16 June 2013

Cambodian weddings

Posing for wedding photos
Three is considered a particularly favourable number in Cambodia because of its correlation with the "three jewels" of Buddhism: the Buddha, the Sangha (brotherhood of monks), and the Dhamma (the Buddha's teachings). It should come as no surprise then that Cambodian weddings traditionally last three days and three nights.

I will include here only the main ceremonies that form part of every Cambodian wedding. There are others which families can choose to incorporate: a ritual cleansing, a plea for blessings from the families’ ancestors, and blessings by local monks. As family bonds are extremely important to the Cambodian people, the most significant aspect of all weddings is the joining together of two families.
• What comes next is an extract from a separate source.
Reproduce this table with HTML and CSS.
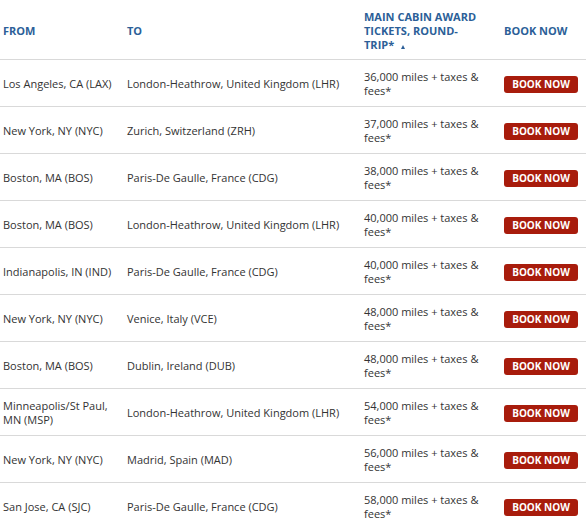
FILE: index.html
```html
<!DOCTYPE html>
<html>
<head>
<meta charset="utf-8">
<link rel="stylesheet" href="styles.css">
</head>
<body>
<table class="awards">
  <colgroup>
    <col class="c-from">
    <col class="c-to">
    <col class="c-miles">
    <col class="c-book">
  </colgroup>
  <thead>
    <tr>
      <th>FROM</th>
      <th>TO</th>
      <th>MAIN CABIN AWARD TICKETS, ROUND-TRIP*<span class="sort"></span></th>
      <th>BOOK NOW</th>
    </tr>
  </thead>
  <tbody>
    <tr><td>Los Angeles, CA (LAX)</td><td>London-Heathrow, United Kingdom (LHR)</td><td>36,000 miles + taxes &amp; fees*</td><td><a class="btn">BOOK NOW</a></td></tr>
    <tr><td>New York, NY (NYC)</td><td>Zurich, Switzerland (ZRH)</td><td>37,000 miles + taxes &amp; fees*</td><td><a class="btn">BOOK NOW</a></td></tr>
    <tr><td>Boston, MA (BOS)</td><td>Paris-De Gaulle, France (CDG)</td><td>38,000 miles + taxes &amp; fees*</td><td><a class="btn">BOOK NOW</a></td></tr>
    <tr><td>Boston, MA (BOS)</td><td>London-Heathrow, United Kingdom (LHR)</td><td>40,000 miles + taxes &amp; fees*</td><td><a class="btn">BOOK NOW</a></td></tr>
    <tr><td>Indianapolis, IN (IND)</td><td>Paris-De Gaulle, France (CDG)</td><td>40,000 miles + taxes &amp; fees*</td><td><a class="btn">BOOK NOW</a></td></tr>
    <tr><td>New York, NY (NYC)</td><td>Venice, Italy (VCE)</td><td>48,000 miles + taxes &amp; fees*</td><td><a class="btn">BOOK NOW</a></td></tr>
    <tr><td>Boston, MA (BOS)</td><td>Dublin, Ireland (DUB)</td><td>48,000 miles + taxes &amp; fees*</td><td><a class="btn">BOOK NOW</a></td></tr>
    <tr><td>Minneapolis/St Paul, MN (MSP)</td><td>London-Heathrow, United Kingdom (LHR)</td><td>54,000 miles + taxes &amp; fees*</td><td><a class="btn">BOOK NOW</a></td></tr>
    <tr><td>New York, NY (NYC)</td><td>Madrid, Spain (MAD)</td><td>56,000 miles + taxes &amp; fees*</td><td><a class="btn">BOOK NOW</a></td></tr>
    <tr><td>San Jose, CA (SJC)</td><td>Paris-De Gaulle, France (CDG)</td><td>58,000 miles + taxes &amp; fees*</td><td><a class="btn">BOOK NOW</a></td></tr>
  </tbody>
</table>
</body>
</html>
```

FILE: styles.css
```css
html, body {
  margin: 0;
  padding: 0;
  background: #ffffff;
}

body {
  font-family: "Open Sans", "Liberation Sans", Arial, sans-serif;
  font-size: 11px;
  line-height: 14px;
  color: #333333;
}

.awards {
  width: 586px;
  border-collapse: collapse;
  table-layout: fixed;
}

.c-from { width: 124px; }
.c-to { width: 237px; }
.c-miles { width: 140px; }
.c-book { width: 85px; }

.awards th,
.awards td {
  padding: 2px 7px 0 3px;
  text-align: left;
  vertical-align: middle;
}

.awards th:nth-child(3),
.awards td:nth-child(3) {
  padding-right: 19px;
}

.awards th {
  height: 57px;
  font-weight: 700;
  color: #2c5f98;
  border-bottom: 1px solid #d9d9d9;
}

.awards td {
  height: 44px;
  border-bottom: 1px solid #d9d9d9;
}

.awards tbody tr:last-child td {
  border-bottom: none;
}

.sort {
  display: inline-block;
  width: 0;
  height: 0;
  margin-left: 7px;
  border-left: 2px solid transparent;
  border-right: 2px solid transparent;
  border-bottom: 4px solid #2c5f98;
  vertical-align: 0;
}

.btn {
  display: inline-block;
  width: 74px;
  height: 17px;
  line-height: 17px;
  text-align: center;
  background: #a81c0c;
  color: #ffffff;
  font-size: 10px;
  font-weight: 700;
  border-radius: 3px;
  text-decoration: none;
}
```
The ceremonies begin with the groom and his family travelling to the bride’s family’s house to take a time-honoured range of gifts, including foodstuffs like fruits and vegetables, pastries and desserts, amongst other things. Sometimes, this can involve busloads of people travelling to the bride’s homeland but, where the couple lives in the same town, traffic stops as the groom and his entourage process through the streets in all their wedding finery. And finery is the most appropriate word to use here as everyone dresses in their best clothes and the women, in particular, make a dazzling display of flamboyant colour. Tops sparkle with beading and sequins, and the rich, vibrant silks of their ankle-length skirts shimmer as they walk elegantly along.

Above centre is the groom (wearing white and yellow), flanked by his parents
The women in their finery
Glittering fabrics at a local market

The bride and her bridesmaids are also resplendent in gorgeous traditional clothing, often wearing different costumes for each of the three days. As the expense of all this finery quickly mounts up, the costumes are often hired – I remember walking behind a wedding party who had stopped for photographs and seeing the women’s costumes had been pinned together at the back to fit their slender bodies.

The presentation of the dowry is accompanied by traditional songs – in fact, when you live near someone who’s having a wedding, it seems like every single minute of the three days and nights is accompanied by songs, very loud songs that blast out at a multi-decibel deafness-inducing volume on loud speakers designed to disperse the joyful music far and wide. As well as the music, there is often a master of ceremonies, a compere who loves to hear the sound of his own voice and explains every single thing that is happening.

The dowry procession is not the only thing that stops traffic. Inevitably, the bride’s family house is not large enough to contain the hundreds of wedding guests, so a marquee is erected – in the street, if their property isn’t large enough to accommodate it. The marquee itself is every bit as colourful as the guests it contains - lipstick pink is a favourite hue - and the entrance is often decorated with a vivid array of flowers and a sign inscribed with the names of the happy couple.

Brings a whole new meaning to the idea of a drive-in

On day two of the wedding, the hair-cutting ceremony is held. These days the hair cutting is symbolic rather than actual – the bridge and groom wouldn’t have any hair left by the time the master of ceremonies, both sets of parents and all the various relations and friends had snipped off their portions. This ceremony apparently symbolises the beginning of a new start for the newly weds, and is accompanied by blessings and well wishes for their future happiness and prosperity – and more traditional songs.

The pairing ceremony is held on day three. This is where the bride’s and groom’s wrists are literally tied together with special strings by their family members and friends – presumably, ceremonies like this in various cultures are the origin of the saying ‘tying the knot’. And, of course, the knot tying is accompanied by even more traditional songs. 

And then the party begins, with much feasting and drinking and dancing. For the happy couple, the solemn rituals are over, and they can relax and have fun. The amount of fun they have on their wedding night (and for many nights afterwards) becomes apparent nine months later, when their first baby makes an appearance! 

These days, wedding costumes can be a mixture of the traditional and the modern. 


  1. Hi Annie! Your blog is very interesting to read! I’ve been following for a couple of months now and I learn a new bit about the world every time you post, plus you always manage to find the perfect balance – your posts are never too long or excessively informative. Thanks for sharing your adventure! I think you’re very brave and lucky to be able to explore the world like you do.

  2. Thanks so much, Kate. I'm really glad to know that you enjoy my blogs and I'll try to keep getting that mix right!